_DATA SECTION_
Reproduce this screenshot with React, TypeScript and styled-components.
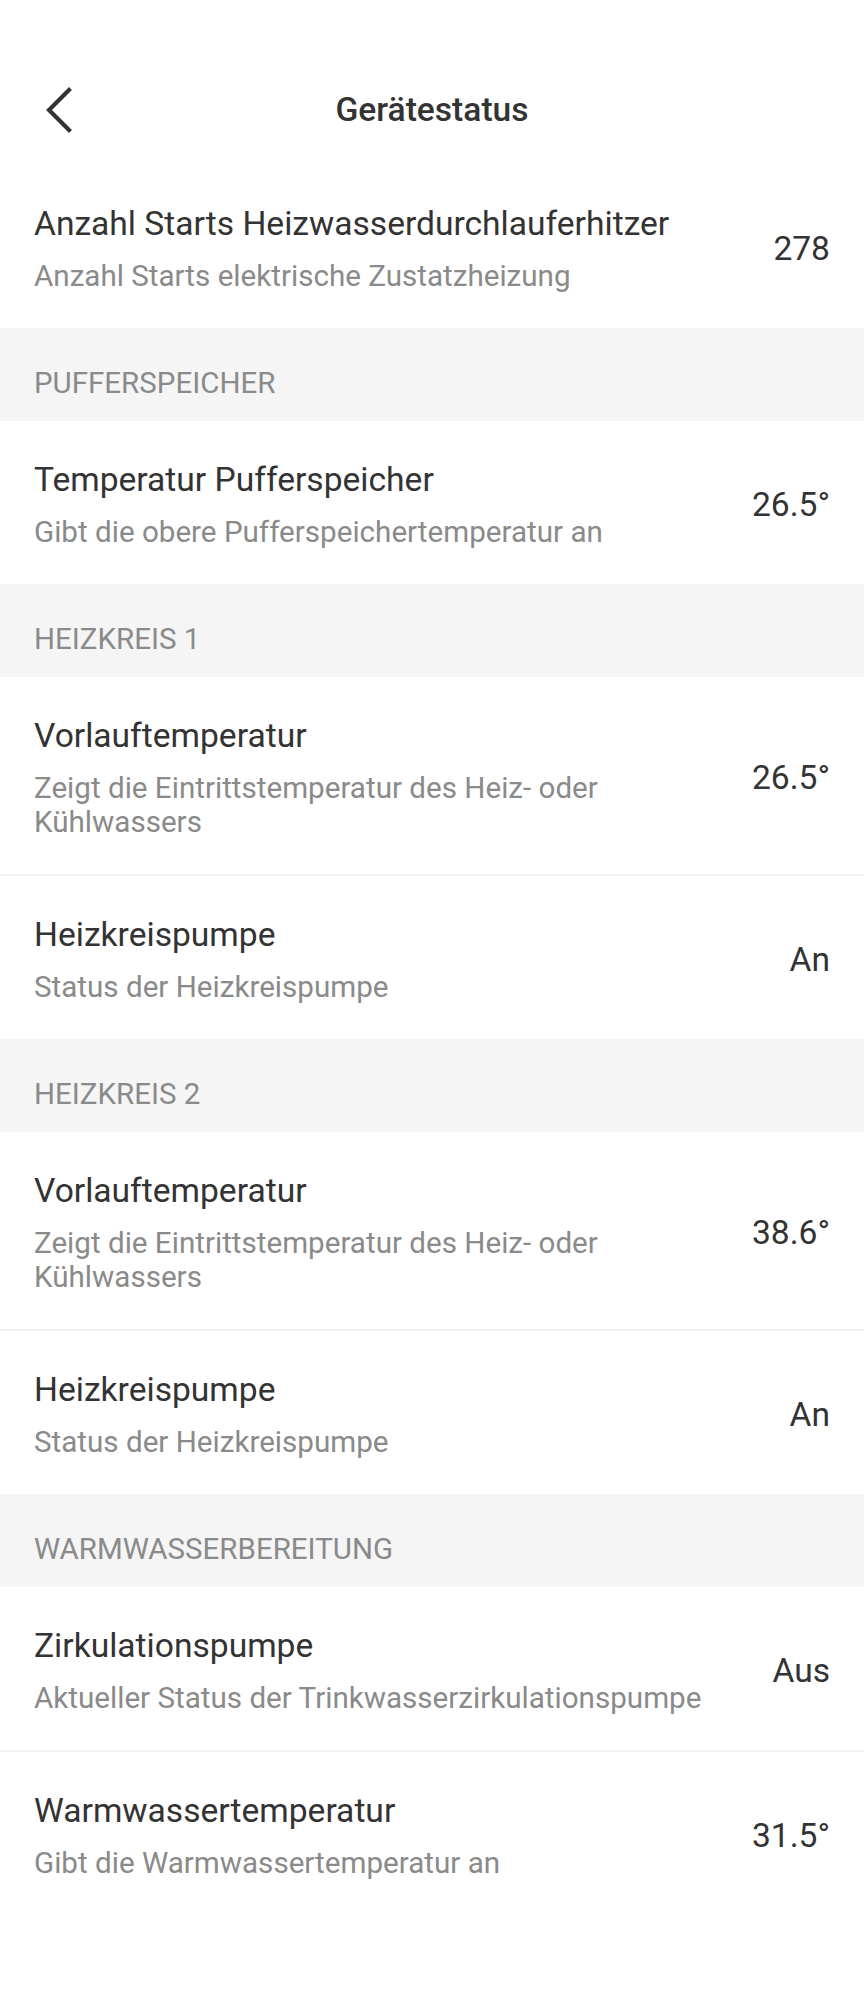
import React from "react";
import styled, { createGlobalStyle } from "styled-components";

const Global = createGlobalStyle`
  html, body { margin: 0; padding: 0; background: #ffffff; }
  body { font-family: Roboto, "Noto Sans", sans-serif; -webkit-font-smoothing: antialiased; }
  * { box-sizing: border-box; }
`;

const Page = styled.div`
  width: 864px;
  min-height: 2016px;
  background: #ffffff;
  display: flex;
  flex-direction: column;
`;

const Header = styled.header`
  height: 165px;
  padding-top: 54px;
  display: grid;
  grid-template-columns: 1fr auto 1fr;
  align-items: center;
`;

const BackButton = styled.button`
  justify-self: start;
  margin-left: 44px;
  padding: 0;
  border: 0;
  background: transparent;
  width: 30px;
  height: 46px;
  display: flex;
  align-items: center;
  justify-content: center;
  color: #333333;
`;

const Title = styled.h1`
  margin: 0;
  font-size: 33.6px;
  font-weight: 500;
  color: #333333;
  line-height: 40px;
`;

const List = styled.div`
  display: flex;
  flex-direction: column;
`;

const SectionHeader = styled.div`
  height: 93px;
  background: #f5f5f5;
  padding: 0 34px 20px;
  display: flex;
  align-items: flex-end;
  font-size: 29.5px;
  line-height: 33.6px;
  color: #8a8a8a;
`;

const Row = styled.div<{ $divider?: boolean }>`
  display: flex;
  align-items: center;
  gap: 24px;
  padding: 39px 34px 35px 34px;
  border-top: ${(p) => (p.$divider ? "2px solid #f1f1f1" : "none")};
  background: #ffffff;
`;

const TextCol = styled.div`
  flex: 1;
  min-width: 0;
  display: flex;
  flex-direction: column;
`;

const RowTitle = styled.div`
  font-size: 33.6px;
  line-height: 40px;
  color: #333333;
  margin-bottom: 15px;
`;

const RowSub = styled.div`
  font-size: 29.6px;
  line-height: 34px;
  color: #8a8a8a;
`;

const Value = styled.div`
  font-size: 33.6px;
  line-height: 40px;
  color: #333333;
  white-space: nowrap;
`;

type Item = { title: string; sub: string; value: string };
type Section = { header?: string; items: Item[] };

const sections: Section[] = [
  {
    items: [
      {
        title: "Anzahl Starts Heizwasserdurchlauferhitzer",
        sub: "Anzahl Starts elektrische Zustatzheizung",
        value: "278",
      },
    ],
  },
  {
    header: "PUFFERSPEICHER",
    items: [
      {
        title: "Temperatur Pufferspeicher",
        sub: "Gibt die obere Pufferspeichertemperatur an",
        value: "26.5°",
      },
    ],
  },
  {
    header: "HEIZKREIS 1",
    items: [
      {
        title: "Vorlauftemperatur",
        sub: "Zeigt die Eintrittstemperatur des Heiz- oder Kühlwassers",
        value: "26.5°",
      },
      { title: "Heizkreispumpe", sub: "Status der Heizkreispumpe", value: "An" },
    ],
  },
  {
    header: "HEIZKREIS 2",
    items: [
      {
        title: "Vorlauftemperatur",
        sub: "Zeigt die Eintrittstemperatur des Heiz- oder Kühlwassers",
        value: "38.6°",
      },
      { title: "Heizkreispumpe", sub: "Status der Heizkreispumpe", value: "An" },
    ],
  },
  {
    header: "WARMWASSERBEREITUNG",
    items: [
      {
        title: "Zirkulationspumpe",
        sub: "Aktueller Status der Trinkwasserzirkulationspumpe",
        value: "Aus",
      },
      {
        title: "Warmwassertemperatur",
        sub: "Gibt die Warmwassertemperatur an",
        value: "31.5°",
      },
    ],
  },
];

const ChevronLeft = () => (
  <svg width="30" height="46" viewBox="0 0 30 46" fill="none">
    <polyline
      points="25,3 5,23 25,43"
      stroke="currentColor"
      strokeWidth="4.2"
      strokeLinecap="square"
      strokeLinejoin="miter"
    />
  </svg>
);

export default function App() {
  return (
    <>
      <Global />
      <Page>
        <Header>
          <BackButton aria-label="Zurück">
            <ChevronLeft />
          </BackButton>
          <Title>Gerätestatus</Title>
          <span />
        </Header>
        <List>
          {sections.map((s, si) => (
            <React.Fragment key={si}>
              {s.header && <SectionHeader>{s.header}</SectionHeader>}
              {s.items.map((it, ii) => (
                <Row key={ii} $divider={ii > 0}>
                  <TextCol>
                    <RowTitle>{it.title}</RowTitle>
                    <RowSub>{it.sub}</RowSub>
                  </TextCol>
                  <Value>{it.value}</Value>
                </Row>
              ))}
            </React.Fragment>
          ))}
        </List>
      </Page>
    </>
  );
}
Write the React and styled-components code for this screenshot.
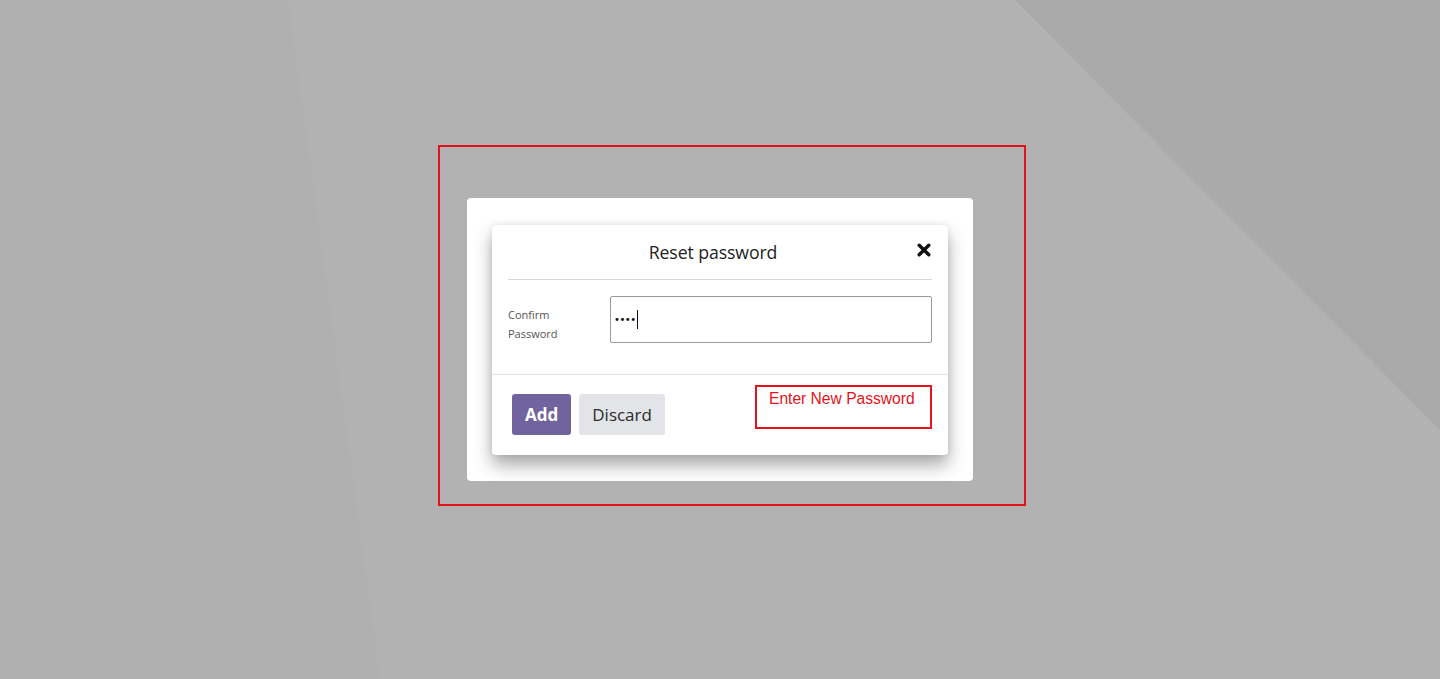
import React from 'react';
import styled, { createGlobalStyle } from 'styled-components';

const GlobalStyle = createGlobalStyle`
  html, body {
    margin: 0;
    padding: 0;
    height: 100%;
  }
  body {
    background: #b2b2b2;
    font-family: "Open Sans", "Noto Sans", sans-serif;
    overflow: hidden;
  }
`;

function App() {
  return (
    <Page>
      <GlobalStyle />
      <Highlight>
        <Card>
          <Modal>
            <Header>
              <Title>Reset password</Title>
              <CloseButton aria-label="Close">
                <svg width="14" height="14" viewBox="0 0 14 14">
                  <path
                    d="M2.2 2.2 L11.8 11.8 M11.8 2.2 L2.2 11.8"
                    stroke="#111"
                    strokeWidth="3.4"
                    strokeLinecap="round"
                  />
                </svg>
              </CloseButton>
            </Header>
            <Body>
              <Label>
                Confirm
                <br />
                Password
              </Label>
              <InputBox>
                <Dots>••••</Dots>
                <Caret />
              </InputBox>
            </Body>
            <Footer>
              <Button primary>Add</Button>
              <Button>Discard</Button>
              <Hint>Enter New Password</Hint>
            </Footer>
          </Modal>
        </Card>
      </Highlight>
    </Page>
  );
}

const Page = styled.div`
  position: relative;
  width: 1440px;
  height: 679px;
  padding: 145px 0 0 438px;
  box-sizing: border-box;
  background: #b2b2b2;

  &::before {
    content: '';
    position: absolute;
    inset: 0;
    background: #b0b0b0;
    clip-path: polygon(0 0, 288px 0, 380px 679px, 0 679px);
  }

  &::after {
    content: '';
    position: absolute;
    inset: 0;
    background: #aaaaaa;
    clip-path: polygon(1015px 0, 1440px 0, 1440px 430px);
  }
`;

const Highlight = styled.div`
  position: relative;
  z-index: 1;
  width: 588px;
  height: 361px;
  box-sizing: border-box;
  border: 2px solid #e4131b;
  padding: 51px 51px 0 27px;
`;

const Card = styled.div`
  background: #fff;
  border-radius: 4px;
  padding: 27px 25px 26px 25px;
`;

const Modal = styled.div`
  background: #fff;
  border-radius: 4px;
  box-shadow: 0 10px 18px rgba(0, 0, 0, 0.35), 0 0 6px rgba(0, 0, 0, 0.08);
  display: flex;
  flex-direction: column;
`;

const Header = styled.div`
  position: relative;
  margin: 0 16px;
  padding-right: 14px;
  height: 54px;
  border-bottom: 1px solid #d6d6d6;
  display: flex;
  align-items: center;
  justify-content: center;
`;

const Title = styled.h4`
  margin: 0;
  font-size: 17.7px;
  font-weight: 400;
  color: #222;
  letter-spacing: -0.1px;
`;

const CloseButton = styled.span`
  position: absolute;
  right: 1px;
  top: 18px;
  display: flex;
`;

const Body = styled.div`
  display: flex;
  align-items: flex-start;
  padding: 16px 16px 31px 16px;
  border-bottom: 1px solid #e4e4e4;
`;

const Label = styled.div`
  width: 102px;
  padding-top: 9px;
  font-size: 11px;
  line-height: 19px;
  color: #555;
`;

const InputBox = styled.div`
  flex: 1;
  height: 47px;
  box-sizing: border-box;
  border: 1px solid #9a9a9a;
  border-radius: 2px;
  display: flex;
  align-items: center;
  padding-left: 3px;
`;

const Dots = styled.span`
  font-family: "DejaVu Sans", sans-serif;
  font-size: 10px;
  letter-spacing: -0.5px;
  color: #111;
`;

const Caret = styled.span`
  display: inline-block;
  width: 1.5px;
  height: 19px;
  background: #111;
  margin-left: 1px;
`;

const Footer = styled.div`
  display: flex;
  align-items: flex-start;
  gap: 8px;
  padding: 10px 16px 20px 20px;
`;

const Button = styled.button`
  margin-top: 9px;
  height: 41px;
  padding: 0 13px;
  border: none;
  border-radius: 3px;
  font-family: "Open Sans", "Noto Sans", sans-serif;
  font-size: 17px;
  font-weight: ${(p) => (p.primary ? 700 : 400)};
  color: ${(p) => (p.primary ? '#fff' : '#2b2b2b')};
  background: ${(p) => (p.primary ? '#71639e' : '#e2e4e7')};
`;

const Hint = styled.div`
  margin-left: auto;
  width: 177px;
  height: 44px;
  box-sizing: border-box;
  border: 2px solid #e4131b;
  padding: 3px 0 0 12px;
  font-family: "Liberation Sans", Arial, sans-serif;
  font-size: 15.6px;
  color: #e4131b;
`;

export default App;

_EXERCISE REQUIREMENTS_
Pull every line containing the word "screenshot" out of the material and copy it.

_TASK RESULT_
Reproduce this screenshot with React, TypeScript and styled-components.
Write the React and styled-components code for this screenshot.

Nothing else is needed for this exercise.